# start of Input material

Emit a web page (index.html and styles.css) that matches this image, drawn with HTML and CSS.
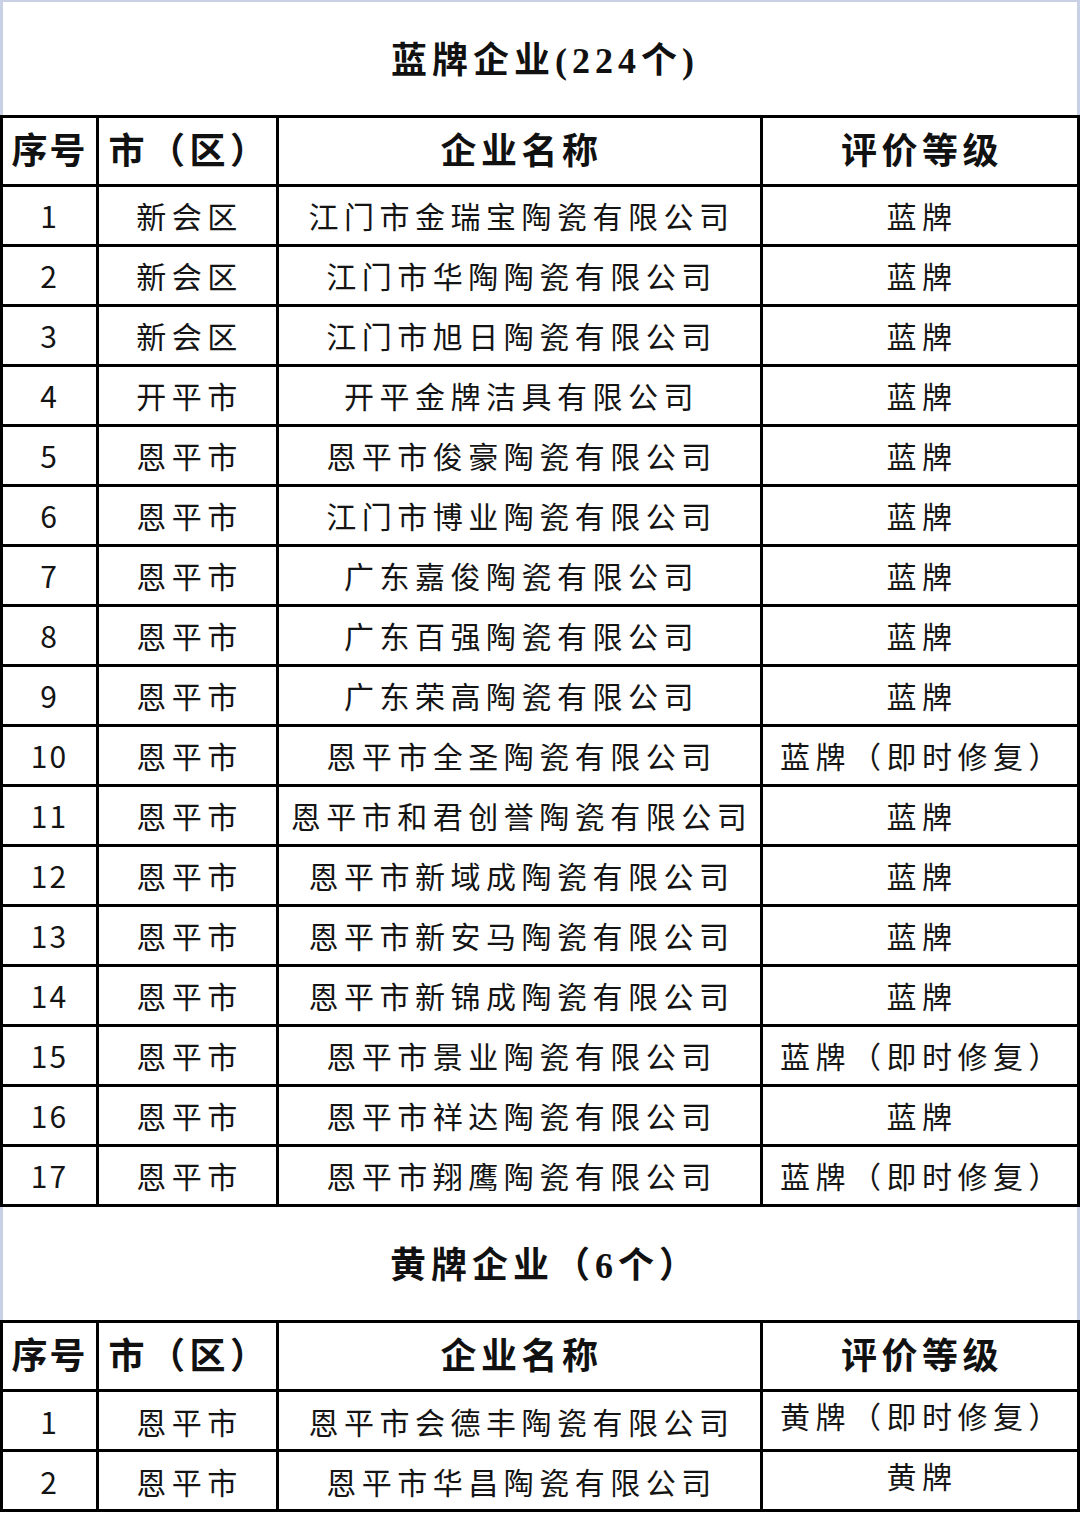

# end of Input material
# start of Input material

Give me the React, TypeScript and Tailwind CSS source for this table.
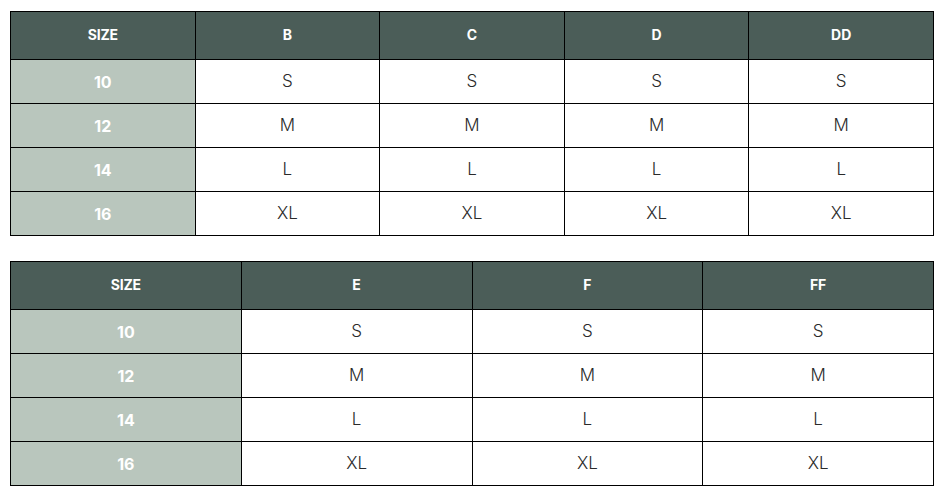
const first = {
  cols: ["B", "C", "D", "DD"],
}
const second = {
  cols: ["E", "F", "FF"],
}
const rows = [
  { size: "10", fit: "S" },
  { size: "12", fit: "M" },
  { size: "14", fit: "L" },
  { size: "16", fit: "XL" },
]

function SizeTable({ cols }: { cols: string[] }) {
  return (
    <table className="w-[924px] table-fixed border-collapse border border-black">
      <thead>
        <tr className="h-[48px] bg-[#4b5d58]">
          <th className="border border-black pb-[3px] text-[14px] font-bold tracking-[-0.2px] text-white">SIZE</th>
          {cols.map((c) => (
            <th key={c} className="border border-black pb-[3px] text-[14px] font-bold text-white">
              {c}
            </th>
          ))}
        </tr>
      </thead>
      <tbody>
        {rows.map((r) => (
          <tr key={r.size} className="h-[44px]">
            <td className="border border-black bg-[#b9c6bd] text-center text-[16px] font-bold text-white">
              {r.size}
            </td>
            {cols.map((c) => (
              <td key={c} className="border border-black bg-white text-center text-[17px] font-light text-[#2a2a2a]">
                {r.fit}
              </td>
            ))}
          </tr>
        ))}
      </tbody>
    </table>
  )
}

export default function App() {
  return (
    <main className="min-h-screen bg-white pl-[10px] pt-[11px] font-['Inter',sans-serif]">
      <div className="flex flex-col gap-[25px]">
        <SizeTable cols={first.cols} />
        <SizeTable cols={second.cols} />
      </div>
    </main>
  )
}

# end of Input material
# start of Input material

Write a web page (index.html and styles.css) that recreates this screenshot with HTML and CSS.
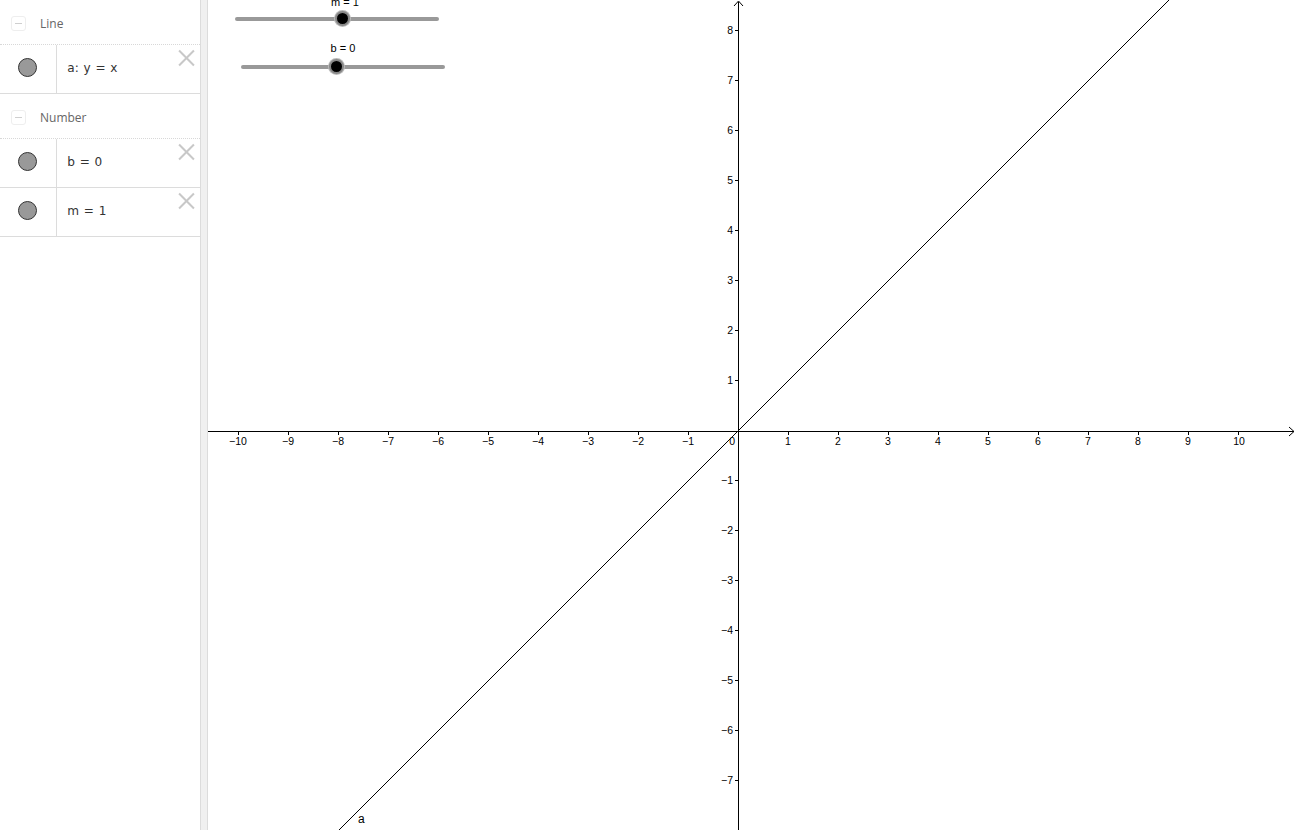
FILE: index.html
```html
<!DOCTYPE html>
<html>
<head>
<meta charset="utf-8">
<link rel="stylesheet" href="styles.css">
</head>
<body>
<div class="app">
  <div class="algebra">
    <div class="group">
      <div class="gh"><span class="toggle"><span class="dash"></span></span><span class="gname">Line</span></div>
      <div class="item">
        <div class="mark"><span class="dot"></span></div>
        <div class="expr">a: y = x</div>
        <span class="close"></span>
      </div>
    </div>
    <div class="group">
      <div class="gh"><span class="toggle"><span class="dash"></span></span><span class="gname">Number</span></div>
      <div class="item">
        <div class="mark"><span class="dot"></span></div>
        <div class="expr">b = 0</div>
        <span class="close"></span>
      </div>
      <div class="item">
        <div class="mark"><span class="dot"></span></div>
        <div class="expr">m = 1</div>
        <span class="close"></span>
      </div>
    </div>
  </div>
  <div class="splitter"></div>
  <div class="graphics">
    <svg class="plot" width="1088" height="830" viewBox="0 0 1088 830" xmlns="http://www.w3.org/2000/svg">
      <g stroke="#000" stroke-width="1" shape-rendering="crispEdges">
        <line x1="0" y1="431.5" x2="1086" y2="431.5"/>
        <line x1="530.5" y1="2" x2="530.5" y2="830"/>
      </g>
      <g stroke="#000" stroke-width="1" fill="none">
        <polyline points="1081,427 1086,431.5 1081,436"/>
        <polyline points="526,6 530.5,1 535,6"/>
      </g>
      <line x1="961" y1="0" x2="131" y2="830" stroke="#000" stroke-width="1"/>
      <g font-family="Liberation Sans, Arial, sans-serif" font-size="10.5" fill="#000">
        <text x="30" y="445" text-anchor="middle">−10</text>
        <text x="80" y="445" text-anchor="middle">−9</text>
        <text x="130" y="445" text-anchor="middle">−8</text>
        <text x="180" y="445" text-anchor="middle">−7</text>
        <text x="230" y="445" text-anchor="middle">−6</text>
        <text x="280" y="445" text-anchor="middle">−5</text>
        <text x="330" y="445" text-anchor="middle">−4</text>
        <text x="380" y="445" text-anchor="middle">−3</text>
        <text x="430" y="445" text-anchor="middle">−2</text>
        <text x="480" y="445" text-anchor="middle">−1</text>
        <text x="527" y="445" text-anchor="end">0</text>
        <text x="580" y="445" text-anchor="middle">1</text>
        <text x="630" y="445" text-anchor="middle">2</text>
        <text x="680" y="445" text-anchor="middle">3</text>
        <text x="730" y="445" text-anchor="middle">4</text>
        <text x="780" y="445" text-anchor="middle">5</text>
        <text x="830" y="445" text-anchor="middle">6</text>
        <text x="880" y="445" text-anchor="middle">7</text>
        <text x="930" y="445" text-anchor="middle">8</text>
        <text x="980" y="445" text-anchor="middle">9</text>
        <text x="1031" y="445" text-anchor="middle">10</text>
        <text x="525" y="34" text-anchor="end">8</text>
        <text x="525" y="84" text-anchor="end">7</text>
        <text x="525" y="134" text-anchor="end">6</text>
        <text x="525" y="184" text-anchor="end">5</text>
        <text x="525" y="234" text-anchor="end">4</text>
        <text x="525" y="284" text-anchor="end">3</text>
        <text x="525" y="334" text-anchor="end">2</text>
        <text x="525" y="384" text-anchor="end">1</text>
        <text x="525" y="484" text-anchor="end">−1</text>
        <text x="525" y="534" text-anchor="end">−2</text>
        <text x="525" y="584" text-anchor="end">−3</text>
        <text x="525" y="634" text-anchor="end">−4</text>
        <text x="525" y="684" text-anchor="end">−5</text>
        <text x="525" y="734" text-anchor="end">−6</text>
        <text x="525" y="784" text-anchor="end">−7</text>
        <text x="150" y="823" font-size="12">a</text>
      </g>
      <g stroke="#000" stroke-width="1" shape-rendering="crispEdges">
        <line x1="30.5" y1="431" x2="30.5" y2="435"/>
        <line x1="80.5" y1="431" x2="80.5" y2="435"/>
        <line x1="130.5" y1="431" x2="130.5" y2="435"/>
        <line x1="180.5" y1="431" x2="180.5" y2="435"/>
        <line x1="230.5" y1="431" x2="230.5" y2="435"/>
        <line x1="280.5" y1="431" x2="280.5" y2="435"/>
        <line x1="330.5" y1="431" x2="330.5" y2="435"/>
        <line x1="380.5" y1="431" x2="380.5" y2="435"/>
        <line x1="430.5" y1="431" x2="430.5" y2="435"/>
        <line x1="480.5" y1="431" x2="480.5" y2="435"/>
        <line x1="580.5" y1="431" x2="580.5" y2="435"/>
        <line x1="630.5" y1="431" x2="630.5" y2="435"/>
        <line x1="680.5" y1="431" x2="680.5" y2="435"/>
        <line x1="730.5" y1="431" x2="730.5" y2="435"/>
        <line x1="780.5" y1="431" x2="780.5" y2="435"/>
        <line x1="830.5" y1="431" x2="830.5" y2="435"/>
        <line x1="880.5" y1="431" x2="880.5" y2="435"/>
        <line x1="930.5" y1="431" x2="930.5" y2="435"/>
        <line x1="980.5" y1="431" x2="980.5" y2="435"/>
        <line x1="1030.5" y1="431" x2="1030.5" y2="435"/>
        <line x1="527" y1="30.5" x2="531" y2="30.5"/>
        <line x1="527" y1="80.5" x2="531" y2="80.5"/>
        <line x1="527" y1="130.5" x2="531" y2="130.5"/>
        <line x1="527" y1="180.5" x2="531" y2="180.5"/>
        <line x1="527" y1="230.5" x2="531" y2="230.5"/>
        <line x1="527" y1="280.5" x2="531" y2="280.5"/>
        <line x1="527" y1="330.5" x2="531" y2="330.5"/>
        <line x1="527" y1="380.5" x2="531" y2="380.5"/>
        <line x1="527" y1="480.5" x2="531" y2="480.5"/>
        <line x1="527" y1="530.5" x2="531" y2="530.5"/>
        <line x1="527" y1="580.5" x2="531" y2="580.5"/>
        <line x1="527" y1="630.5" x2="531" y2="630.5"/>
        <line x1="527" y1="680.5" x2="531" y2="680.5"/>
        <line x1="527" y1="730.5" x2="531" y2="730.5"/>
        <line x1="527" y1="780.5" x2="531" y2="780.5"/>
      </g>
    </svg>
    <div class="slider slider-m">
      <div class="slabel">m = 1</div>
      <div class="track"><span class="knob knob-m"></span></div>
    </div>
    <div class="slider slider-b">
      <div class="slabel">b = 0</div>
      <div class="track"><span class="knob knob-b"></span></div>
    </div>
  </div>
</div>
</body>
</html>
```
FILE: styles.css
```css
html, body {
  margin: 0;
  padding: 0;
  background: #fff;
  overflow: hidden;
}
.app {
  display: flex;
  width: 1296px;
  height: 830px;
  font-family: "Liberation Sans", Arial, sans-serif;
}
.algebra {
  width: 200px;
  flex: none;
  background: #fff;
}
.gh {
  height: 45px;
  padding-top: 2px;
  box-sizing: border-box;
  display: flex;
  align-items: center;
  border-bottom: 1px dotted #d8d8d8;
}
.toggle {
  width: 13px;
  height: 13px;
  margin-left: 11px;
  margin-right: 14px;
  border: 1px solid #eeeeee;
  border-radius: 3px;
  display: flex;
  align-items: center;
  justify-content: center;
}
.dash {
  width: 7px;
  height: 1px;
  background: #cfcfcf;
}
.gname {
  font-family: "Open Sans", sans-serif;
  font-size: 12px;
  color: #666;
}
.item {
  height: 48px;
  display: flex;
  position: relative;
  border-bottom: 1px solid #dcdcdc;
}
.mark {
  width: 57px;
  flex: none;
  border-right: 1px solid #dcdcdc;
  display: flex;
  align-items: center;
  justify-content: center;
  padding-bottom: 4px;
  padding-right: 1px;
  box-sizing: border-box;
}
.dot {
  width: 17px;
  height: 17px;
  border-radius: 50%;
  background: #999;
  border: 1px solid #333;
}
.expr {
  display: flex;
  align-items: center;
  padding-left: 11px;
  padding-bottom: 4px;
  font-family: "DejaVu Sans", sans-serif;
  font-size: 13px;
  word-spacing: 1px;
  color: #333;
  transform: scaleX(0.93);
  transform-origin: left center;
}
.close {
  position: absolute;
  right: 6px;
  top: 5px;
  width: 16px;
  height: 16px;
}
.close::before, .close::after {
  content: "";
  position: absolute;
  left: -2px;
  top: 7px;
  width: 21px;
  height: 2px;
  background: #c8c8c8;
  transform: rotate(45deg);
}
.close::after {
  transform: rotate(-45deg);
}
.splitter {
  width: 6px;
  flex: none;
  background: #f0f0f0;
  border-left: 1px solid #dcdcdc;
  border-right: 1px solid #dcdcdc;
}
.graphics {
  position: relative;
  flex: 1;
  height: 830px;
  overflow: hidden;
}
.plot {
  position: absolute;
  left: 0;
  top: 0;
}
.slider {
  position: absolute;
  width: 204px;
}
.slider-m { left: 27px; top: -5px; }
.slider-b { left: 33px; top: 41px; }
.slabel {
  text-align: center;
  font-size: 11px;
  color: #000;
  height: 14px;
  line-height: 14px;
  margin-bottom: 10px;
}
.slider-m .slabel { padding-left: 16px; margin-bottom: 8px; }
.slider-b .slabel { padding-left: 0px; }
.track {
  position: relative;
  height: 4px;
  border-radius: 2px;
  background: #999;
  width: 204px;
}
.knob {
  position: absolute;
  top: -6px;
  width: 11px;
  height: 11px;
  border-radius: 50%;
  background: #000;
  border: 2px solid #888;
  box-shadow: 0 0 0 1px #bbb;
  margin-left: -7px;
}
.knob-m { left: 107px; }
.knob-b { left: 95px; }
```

# end of Input material

** Task details **
Look through the entries and find each line that has the string "with". Copy those lines.

** Answer in full **
Emit a web page (index.html and styles.css) that matches this image, drawn with HTML and CSS.
Write a web page (index.html and styles.css) that recreates this screenshot with HTML and CSS.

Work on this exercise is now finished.